The small street to the left of the hotel is Strøget and this is where you will probably spend a majority of the rest of your day. This street is Europe's longest, pedestrian only, shopping street and is a little over 1km in length, so there will be no shortage of shops and side streets to explore! 

Once you get to the end of the street (which conveniently ends at Hans Christian Anderson Blvd.) there is a gorgeous Christmas tree right in the square in front of the Scandic Palace Hotel and the Copenhagen City Hall (Kobenhavns Radhus).

Also along Strøget is a little Christmas market with cute stands, Copenhagen's infamous hot dogs and glögg (pronounced like <glook>). 

Fun fact: you are allowed to drink the alcoholic version of glögg on the street in Copenhagen.

Æbleskiver: Danish pancake puffs (also known as 'appleskives')

Æbleskiver: Danish pancake puffs (also known as 'appleskives')

After exploring the entire length of Strøget head back into the City Center for dinner. 

My recommendation would be to stop at Pilekælderen for a famous Danish open-faced sandwich, called a Smørrebrød (which literally means 'spread bread'). It's slightly below street level, isn't hugely well-known and has the nicest staff and atmosphere! You will feel like you're eating in someone's home. 

Pilekaelderen is  located  about 2 blocks north of  Strøget  on Pilestraede Street

Pilekaelderen is located about 2 blocks north of Strøget on Pilestraede Street

I got a smoked salmon  Smørrebrød &nbsp;- because eating smoked fish is Scandinavia is a MUST!

I got a smoked salmon Smørrebrød - because eating smoked fish is Scandinavia is a MUST!

As we headed back to the Airbnb after dinner we walked along the border of Christianshavn on the Langebro Bridge. We had heard that the cafe along the canal, under the bridge had a great nightlife atmosphere so we made a stop into Cafe Langebro. The cafe turns into a bar (known for it's beer) in the evening, and was a pretty happening place, and bonus, free wifi!

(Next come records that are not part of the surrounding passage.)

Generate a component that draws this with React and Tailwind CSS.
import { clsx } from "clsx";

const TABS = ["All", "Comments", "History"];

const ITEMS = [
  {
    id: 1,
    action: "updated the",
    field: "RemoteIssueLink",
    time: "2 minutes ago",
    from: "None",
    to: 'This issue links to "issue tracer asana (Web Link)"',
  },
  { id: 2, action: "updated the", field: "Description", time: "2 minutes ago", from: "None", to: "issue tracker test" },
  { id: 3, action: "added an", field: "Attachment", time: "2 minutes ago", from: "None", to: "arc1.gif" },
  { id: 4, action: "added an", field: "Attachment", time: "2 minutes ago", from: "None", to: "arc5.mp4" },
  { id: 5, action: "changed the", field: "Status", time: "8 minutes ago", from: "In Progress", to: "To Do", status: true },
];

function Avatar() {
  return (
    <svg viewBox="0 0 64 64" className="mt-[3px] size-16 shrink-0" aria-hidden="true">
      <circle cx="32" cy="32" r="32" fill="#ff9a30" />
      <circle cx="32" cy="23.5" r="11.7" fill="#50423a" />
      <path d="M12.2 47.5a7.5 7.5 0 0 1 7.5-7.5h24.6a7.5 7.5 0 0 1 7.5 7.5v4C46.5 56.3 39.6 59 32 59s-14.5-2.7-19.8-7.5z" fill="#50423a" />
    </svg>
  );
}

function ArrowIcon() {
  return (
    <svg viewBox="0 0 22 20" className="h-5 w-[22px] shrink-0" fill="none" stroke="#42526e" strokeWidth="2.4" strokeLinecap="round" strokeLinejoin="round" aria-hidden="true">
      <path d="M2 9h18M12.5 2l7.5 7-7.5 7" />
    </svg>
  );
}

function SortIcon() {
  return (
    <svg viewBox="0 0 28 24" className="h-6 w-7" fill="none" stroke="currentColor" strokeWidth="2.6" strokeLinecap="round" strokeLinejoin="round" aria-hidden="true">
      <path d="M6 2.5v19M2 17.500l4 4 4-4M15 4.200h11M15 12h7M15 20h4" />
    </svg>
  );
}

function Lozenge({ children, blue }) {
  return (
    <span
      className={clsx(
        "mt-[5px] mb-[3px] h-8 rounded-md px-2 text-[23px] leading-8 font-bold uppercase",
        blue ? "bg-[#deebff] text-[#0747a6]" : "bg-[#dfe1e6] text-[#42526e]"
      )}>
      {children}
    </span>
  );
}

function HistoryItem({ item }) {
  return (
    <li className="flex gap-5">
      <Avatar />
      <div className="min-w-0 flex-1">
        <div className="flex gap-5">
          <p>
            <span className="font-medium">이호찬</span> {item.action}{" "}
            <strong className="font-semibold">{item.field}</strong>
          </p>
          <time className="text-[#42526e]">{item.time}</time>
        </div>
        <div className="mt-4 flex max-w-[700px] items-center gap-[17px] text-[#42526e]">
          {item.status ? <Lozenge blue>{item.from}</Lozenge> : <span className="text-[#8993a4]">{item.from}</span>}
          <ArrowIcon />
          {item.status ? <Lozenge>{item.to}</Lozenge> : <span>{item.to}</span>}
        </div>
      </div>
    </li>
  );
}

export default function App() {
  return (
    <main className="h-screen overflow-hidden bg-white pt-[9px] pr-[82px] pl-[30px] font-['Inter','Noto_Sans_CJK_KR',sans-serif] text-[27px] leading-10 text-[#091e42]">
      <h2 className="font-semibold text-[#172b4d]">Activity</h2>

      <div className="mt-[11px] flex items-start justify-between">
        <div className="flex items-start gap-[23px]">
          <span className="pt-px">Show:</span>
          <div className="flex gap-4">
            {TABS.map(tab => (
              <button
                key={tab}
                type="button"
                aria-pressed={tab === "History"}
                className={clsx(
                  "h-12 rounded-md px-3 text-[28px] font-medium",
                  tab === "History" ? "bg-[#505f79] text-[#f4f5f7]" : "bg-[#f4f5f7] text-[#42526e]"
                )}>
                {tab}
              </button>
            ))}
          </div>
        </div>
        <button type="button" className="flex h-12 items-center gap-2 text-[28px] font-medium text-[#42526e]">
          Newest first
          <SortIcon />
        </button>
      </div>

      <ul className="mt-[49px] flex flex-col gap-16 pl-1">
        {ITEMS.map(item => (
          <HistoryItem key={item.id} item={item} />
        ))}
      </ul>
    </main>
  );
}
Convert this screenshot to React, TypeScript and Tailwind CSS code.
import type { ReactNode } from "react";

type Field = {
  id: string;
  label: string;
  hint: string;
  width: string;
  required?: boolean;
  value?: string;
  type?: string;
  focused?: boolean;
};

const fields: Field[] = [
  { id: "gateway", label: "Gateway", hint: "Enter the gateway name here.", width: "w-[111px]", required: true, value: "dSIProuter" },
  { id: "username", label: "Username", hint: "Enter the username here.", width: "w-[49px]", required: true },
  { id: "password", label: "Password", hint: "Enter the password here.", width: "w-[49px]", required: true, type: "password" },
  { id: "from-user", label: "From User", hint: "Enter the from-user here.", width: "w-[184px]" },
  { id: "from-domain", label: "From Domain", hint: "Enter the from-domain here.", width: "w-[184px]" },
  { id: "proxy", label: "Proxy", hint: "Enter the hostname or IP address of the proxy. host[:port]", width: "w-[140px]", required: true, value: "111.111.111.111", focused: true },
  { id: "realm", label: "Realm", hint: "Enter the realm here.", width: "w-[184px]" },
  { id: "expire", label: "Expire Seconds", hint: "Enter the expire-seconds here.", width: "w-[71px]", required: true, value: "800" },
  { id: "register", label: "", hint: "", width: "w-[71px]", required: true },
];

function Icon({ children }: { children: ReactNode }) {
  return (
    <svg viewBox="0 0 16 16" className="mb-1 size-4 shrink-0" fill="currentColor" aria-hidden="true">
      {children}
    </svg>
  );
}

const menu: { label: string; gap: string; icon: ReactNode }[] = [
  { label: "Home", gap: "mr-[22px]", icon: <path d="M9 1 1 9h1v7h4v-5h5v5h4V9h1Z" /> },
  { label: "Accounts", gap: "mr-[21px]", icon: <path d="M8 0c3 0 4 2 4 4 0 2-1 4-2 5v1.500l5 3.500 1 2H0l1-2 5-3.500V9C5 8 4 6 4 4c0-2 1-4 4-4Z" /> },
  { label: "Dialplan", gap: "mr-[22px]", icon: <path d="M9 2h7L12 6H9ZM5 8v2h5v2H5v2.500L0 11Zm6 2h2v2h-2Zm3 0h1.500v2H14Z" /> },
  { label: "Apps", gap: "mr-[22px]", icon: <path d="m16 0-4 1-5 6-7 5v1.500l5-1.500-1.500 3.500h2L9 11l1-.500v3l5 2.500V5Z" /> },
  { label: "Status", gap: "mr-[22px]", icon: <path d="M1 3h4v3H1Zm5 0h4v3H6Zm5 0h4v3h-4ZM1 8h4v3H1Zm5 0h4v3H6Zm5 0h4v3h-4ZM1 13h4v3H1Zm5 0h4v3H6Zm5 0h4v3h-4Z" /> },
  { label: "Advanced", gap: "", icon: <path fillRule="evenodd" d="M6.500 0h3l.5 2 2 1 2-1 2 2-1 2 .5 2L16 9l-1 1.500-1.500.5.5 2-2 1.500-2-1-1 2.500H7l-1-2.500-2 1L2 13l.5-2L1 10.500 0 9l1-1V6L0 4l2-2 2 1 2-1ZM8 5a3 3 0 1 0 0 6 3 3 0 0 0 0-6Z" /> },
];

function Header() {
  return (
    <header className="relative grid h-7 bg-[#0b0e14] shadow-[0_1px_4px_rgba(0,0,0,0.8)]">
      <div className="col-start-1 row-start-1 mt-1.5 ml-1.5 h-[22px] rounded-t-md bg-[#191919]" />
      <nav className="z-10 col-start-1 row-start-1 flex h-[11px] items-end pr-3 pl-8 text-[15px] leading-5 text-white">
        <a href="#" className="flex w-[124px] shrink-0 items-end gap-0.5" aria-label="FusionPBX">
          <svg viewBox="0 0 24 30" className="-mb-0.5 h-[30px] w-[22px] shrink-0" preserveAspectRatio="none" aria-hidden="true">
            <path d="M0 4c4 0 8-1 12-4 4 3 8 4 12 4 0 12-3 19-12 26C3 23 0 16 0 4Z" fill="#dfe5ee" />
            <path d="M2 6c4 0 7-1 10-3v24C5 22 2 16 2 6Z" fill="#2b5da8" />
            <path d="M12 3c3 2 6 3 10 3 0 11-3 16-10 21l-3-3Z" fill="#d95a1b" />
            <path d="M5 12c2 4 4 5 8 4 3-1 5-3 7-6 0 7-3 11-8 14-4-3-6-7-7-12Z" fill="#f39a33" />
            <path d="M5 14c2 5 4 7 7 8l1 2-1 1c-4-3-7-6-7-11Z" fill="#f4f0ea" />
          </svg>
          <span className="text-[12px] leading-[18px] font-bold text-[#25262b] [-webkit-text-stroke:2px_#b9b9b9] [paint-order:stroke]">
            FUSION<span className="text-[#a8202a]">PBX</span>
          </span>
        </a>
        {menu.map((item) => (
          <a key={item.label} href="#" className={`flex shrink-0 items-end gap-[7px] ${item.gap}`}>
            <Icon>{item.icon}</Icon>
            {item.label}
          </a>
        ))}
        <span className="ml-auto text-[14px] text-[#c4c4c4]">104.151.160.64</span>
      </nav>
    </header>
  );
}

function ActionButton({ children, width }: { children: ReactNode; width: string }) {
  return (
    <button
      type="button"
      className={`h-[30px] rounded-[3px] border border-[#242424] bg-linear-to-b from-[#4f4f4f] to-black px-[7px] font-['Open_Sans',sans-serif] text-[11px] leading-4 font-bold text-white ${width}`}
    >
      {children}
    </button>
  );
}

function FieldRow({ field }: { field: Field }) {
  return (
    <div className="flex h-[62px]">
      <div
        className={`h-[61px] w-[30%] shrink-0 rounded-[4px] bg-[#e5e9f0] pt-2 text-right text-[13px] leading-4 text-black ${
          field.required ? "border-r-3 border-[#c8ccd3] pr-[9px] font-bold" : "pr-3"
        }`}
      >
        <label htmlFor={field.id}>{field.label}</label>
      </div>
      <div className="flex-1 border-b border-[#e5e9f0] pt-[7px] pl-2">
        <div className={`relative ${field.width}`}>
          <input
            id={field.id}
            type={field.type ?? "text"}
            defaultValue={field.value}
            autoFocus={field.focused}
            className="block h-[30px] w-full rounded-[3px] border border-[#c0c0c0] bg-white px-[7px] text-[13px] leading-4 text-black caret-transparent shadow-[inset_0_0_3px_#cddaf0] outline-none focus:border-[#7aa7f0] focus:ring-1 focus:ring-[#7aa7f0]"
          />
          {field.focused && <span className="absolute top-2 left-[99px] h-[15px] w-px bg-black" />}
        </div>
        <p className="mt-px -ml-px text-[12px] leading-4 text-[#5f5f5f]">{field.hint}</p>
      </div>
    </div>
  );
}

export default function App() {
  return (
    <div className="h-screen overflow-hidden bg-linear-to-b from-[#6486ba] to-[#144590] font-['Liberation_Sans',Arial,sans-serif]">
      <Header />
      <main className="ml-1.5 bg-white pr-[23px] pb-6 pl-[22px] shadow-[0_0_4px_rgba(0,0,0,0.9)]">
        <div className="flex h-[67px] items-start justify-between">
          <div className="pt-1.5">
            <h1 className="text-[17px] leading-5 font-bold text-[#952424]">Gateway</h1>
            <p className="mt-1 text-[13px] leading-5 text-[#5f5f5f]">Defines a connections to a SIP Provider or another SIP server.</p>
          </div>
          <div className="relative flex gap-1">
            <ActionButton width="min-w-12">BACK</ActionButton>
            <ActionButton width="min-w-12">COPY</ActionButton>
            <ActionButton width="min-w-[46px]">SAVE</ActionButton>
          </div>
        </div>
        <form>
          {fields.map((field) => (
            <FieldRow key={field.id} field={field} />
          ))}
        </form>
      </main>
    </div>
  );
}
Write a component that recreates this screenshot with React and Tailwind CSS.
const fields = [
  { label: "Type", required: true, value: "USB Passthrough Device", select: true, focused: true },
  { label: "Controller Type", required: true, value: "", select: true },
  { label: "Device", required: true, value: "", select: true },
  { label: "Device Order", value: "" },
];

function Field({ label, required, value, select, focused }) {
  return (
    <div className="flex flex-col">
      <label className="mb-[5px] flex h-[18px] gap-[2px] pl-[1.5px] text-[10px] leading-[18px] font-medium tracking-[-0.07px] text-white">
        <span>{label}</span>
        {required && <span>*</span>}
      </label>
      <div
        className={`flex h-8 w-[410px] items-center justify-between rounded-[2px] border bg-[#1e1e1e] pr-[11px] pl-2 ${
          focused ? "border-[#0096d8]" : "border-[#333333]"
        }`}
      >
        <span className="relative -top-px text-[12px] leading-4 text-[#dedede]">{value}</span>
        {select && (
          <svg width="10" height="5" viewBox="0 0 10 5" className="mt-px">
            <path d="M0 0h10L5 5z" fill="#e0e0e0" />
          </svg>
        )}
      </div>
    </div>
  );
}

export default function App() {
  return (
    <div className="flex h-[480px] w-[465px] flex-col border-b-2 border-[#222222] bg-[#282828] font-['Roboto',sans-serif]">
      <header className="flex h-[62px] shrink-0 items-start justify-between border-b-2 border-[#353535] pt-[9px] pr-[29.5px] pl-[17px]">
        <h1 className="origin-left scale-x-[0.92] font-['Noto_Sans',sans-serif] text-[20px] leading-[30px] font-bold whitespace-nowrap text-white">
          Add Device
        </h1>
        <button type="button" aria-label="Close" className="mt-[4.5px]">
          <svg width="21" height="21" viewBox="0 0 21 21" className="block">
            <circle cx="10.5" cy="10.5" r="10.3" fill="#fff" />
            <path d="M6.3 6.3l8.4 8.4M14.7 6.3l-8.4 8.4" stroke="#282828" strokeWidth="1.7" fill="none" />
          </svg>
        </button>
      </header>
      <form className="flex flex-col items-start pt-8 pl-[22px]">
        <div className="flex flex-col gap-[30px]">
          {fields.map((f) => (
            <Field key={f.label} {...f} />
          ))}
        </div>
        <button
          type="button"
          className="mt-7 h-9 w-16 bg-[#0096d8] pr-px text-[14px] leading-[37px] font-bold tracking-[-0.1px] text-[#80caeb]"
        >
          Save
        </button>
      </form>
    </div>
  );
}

Cafe Langebro is  located  right under the Langebro bridge along Islands Brygge and the canal, Kobenhavns Havn.

Cafe Langebro is located right under the Langebro bridge along Islands Brygge and the canal, Kobenhavns Havn.

Image via  Instagram

Image via Instagram


When you only have two days in Copenhagen you don't want to waste any time, so we got up early to explore.

In order to get a more general overview of the city, it's history and awesome water views we took a canal tour (which departed from Nyhavn). This is how we also saw the Little Mermaid statue - so we could avoid the touristy crowds.

Now I know this isn't technically walking, but this is a must when you visit Copenhaven. We didn't bother booking tickets in advance as there are numerous stands along the harbor to pick up tickets at. 

THING TO NOTE: You can buy a combo ticket which includes a canal tour and your entry into Tivoli. This is not only more convenient but will also save you time and money. 

After the canal tour we headed across the Dronning Louises Bro (which means 'bridge') to check out the Nørrebro neighborhood.  This is the more hipster, young neighborhood of the city, so it was cool to get a perspective of a neighborhood catered towards people more my age.

Within this neighborhood is also the Assistens Kirkegard cemetery, which has graves of notable Danes, including Hans Christian Anderson. 

FUN FACTS: Hans Christian Anderson is the author of 'The Little Mermaid', hence the statue everyone flocks to, and the characters in the recent move 'Frozen' were also named after him i.e. Hans, Kristoff, Anna and Sven. :)

After paying our respects to the fairy tale king and checking out the adjoining park, we walked back to the City Center, along the appropriately named Hans Christian Anderson Blvd, to our next stop: Tivoli Gardens. 

If there is one sight you must see when you go to Copenhagen it is Tivoli Gardens! It is an amusement park right in the city center, which goes all out decoration wise during the holidays and has glögg and theme park rides galore. The best part about Tivoli is because it is the oldest in the world there is a certain charm you get while walking around that you won't find anywhere else!

FUN FACT: Tivoli opened in 1843 and is the oldest operating amusement park in the world!

After a fun-filled experience in Tivoli we decided to keep it simple for dinner and stopped by a hot dog cart - which are everywhere in the city! I'm not sure why, but the Danes love their hot dogs! Because we saw the Lis's Pølser cart multiple times we figured it would be a safe bet - and I will tell you now it did not disappoint.

The traditional dog you need to get - frankfurter, mustard, crispy onions and pickled cucumber (not to be confused with actual pickles)

The traditional dog you need to get - frankfurter, mustard, crispy onions and pickled cucumber (not to be confused with actual pickles)

After the dogs we walked back to our Airbnb along the canal in Nyhavn and stopped into McJoy´s Choice Pub (yes I realize that it wasn't Danish) for a last glass of glögg. You can never get enough of this during the holidays in Scandinavia!

Just remember, the Danes are supposed to be some of the happiest people in the world so don't forget to smile and have a great time as you walk through this charming city!